Rather, Ma should appoint a younger Taiwan-centric, reformist administrator as premier. One such person would be Taoyuan County Commissioner Chu Li-lun (朱立倫), who has led a large county and implemented a reformist strategy. Chu speaks excellent English, has traveled widely and would present an excellent face for Taiwan to the world. In addition, domestically he would push reform in Taiwan's bureaucratic administrative system. Provided he is healthy, Taichung Mayor Jason Hu (胡志強) might be another possible premier.

In the KMT itself, Ma must also push reform. For example, he must implement separation of the party and government. Thus, the president and Cabinet ministers should not be members of the KMT's Central Standing Committee. Such reforms are essential to reforming the KMT and turning it into a genuine democratic party.

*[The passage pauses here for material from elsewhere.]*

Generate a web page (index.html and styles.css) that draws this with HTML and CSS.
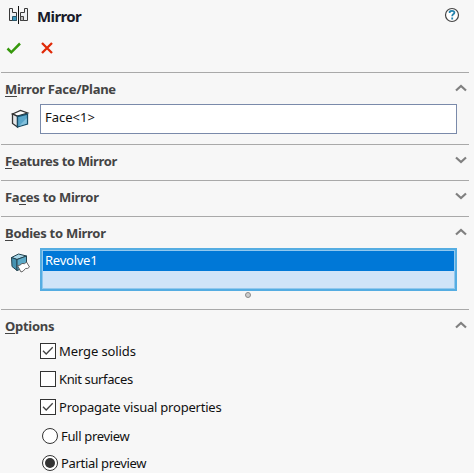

Ma should remember his statement in the second TV debate, when he said he regretted that the KMT in its eight years in opposition had failed to reform. This statement was never followed up in the campaign, but he should also make party reform a matter of priority.

If Ma pushes a Taiwan-centric, reformist agenda, the people of Taiwan will unite behind him. If, on the other hand, he is weak toward China and relies on Beijing's goodwill, the future of Taiwan will be bleak. Only with a genuinely reformist agenda can Ma fulfill his major campaign slogan of "going forward."

Bruce Jacobs is professor of Asian languages and studies and director of the Taiwan Research Unit at Monash University in Melbourne, Australia.